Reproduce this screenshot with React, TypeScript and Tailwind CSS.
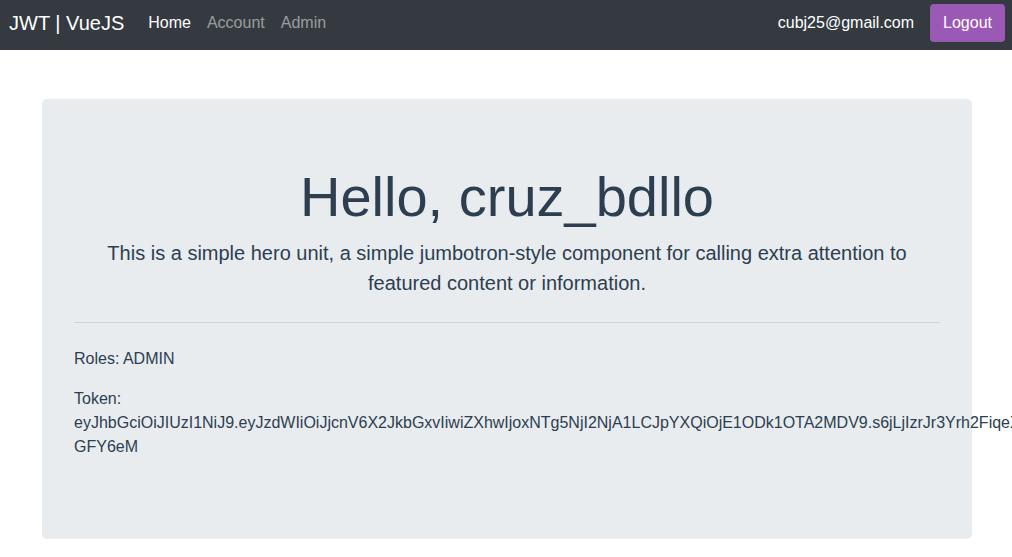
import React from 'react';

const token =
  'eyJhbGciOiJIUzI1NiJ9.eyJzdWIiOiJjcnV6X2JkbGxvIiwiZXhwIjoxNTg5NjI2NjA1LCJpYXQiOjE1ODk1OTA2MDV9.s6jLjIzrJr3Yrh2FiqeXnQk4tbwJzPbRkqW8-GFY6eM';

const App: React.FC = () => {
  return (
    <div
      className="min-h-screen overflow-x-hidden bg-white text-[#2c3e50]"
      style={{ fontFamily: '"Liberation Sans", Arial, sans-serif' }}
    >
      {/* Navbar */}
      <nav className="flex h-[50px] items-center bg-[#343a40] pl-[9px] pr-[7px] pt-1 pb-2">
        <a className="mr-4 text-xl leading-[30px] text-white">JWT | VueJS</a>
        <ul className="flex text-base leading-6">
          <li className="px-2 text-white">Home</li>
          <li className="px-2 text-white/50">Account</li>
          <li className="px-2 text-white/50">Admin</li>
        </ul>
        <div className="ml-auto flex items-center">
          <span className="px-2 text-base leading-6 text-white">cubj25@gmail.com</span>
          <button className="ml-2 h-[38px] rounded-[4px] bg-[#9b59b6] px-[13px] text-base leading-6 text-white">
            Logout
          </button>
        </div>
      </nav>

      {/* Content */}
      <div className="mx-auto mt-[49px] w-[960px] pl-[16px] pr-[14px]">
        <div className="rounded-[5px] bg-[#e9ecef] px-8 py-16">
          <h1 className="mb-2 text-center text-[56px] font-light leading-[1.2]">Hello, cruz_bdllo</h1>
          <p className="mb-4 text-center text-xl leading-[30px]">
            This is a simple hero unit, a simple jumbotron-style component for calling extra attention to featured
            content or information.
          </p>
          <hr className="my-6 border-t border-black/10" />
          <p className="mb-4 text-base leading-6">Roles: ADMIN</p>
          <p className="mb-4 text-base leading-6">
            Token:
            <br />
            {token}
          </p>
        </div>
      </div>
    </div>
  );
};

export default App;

Goal: Images in the data above are to be skipped. Retype all other material exactly.

Correct output:
Reproduce this screenshot with React, TypeScript and Tailwind CSS.
import React from 'react';

const token =
  'eyJhbGciOiJIUzI1NiJ9.eyJzdWIiOiJjcnV6X2JkbGxvIiwiZXhwIjoxNTg5NjI2NjA1LCJpYXQiOjE1ODk1OTA2MDV9.s6jLjIzrJr3Yrh2FiqeXnQk4tbwJzPbRkqW8-GFY6eM';

const App: React.FC = () => {
  return (
    <div
      className="min-h-screen overflow-x-hidden bg-white text-[#2c3e50]"
      style={{ fontFamily: '"Liberation Sans", Arial, sans-serif' }}
    >
      {/* Navbar */}
      <nav className="flex h-[50px] items-center bg-[#343a40] pl-[9px] pr-[7px] pt-1 pb-2">
        <a className="mr-4 text-xl leading-[30px] text-white">JWT | VueJS</a>
        <ul className="flex text-base leading-6">
          <li className="px-2 text-white">Home</li>
          <li className="px-2 text-white/50">Account</li>
          <li className="px-2 text-white/50">Admin</li>
        </ul>
        <div className="ml-auto flex items-center">
          <span className="px-2 text-base leading-6 text-white">cubj25@gmail.com</span>
          <button className="ml-2 h-[38px] rounded-[4px] bg-[#9b59b6] px-[13px] text-base leading-6 text-white">
            Logout
          </button>
        </div>
      </nav>

      {/* Content */}
      <div className="mx-auto mt-[49px] w-[960px] pl-[16px] pr-[14px]">
        <div className="rounded-[5px] bg-[#e9ecef] px-8 py-16">
          <h1 className="mb-2 text-center text-[56px] font-light leading-[1.2]">Hello, cruz_bdllo</h1>
          <p className="mb-4 text-center text-xl leading-[30px]">
            This is a simple hero unit, a simple jumbotron-style component for calling extra attention to featured
            content or information.
          </p>
          <hr className="my-6 border-t border-black/10" />
          <p className="mb-4 text-base leading-6">Roles: ADMIN</p>
          <p className="mb-4 text-base leading-6">
            Token:
            <br />
            {token}
          </p>
        </div>
      </div>
    </div>
  );
};

export default App;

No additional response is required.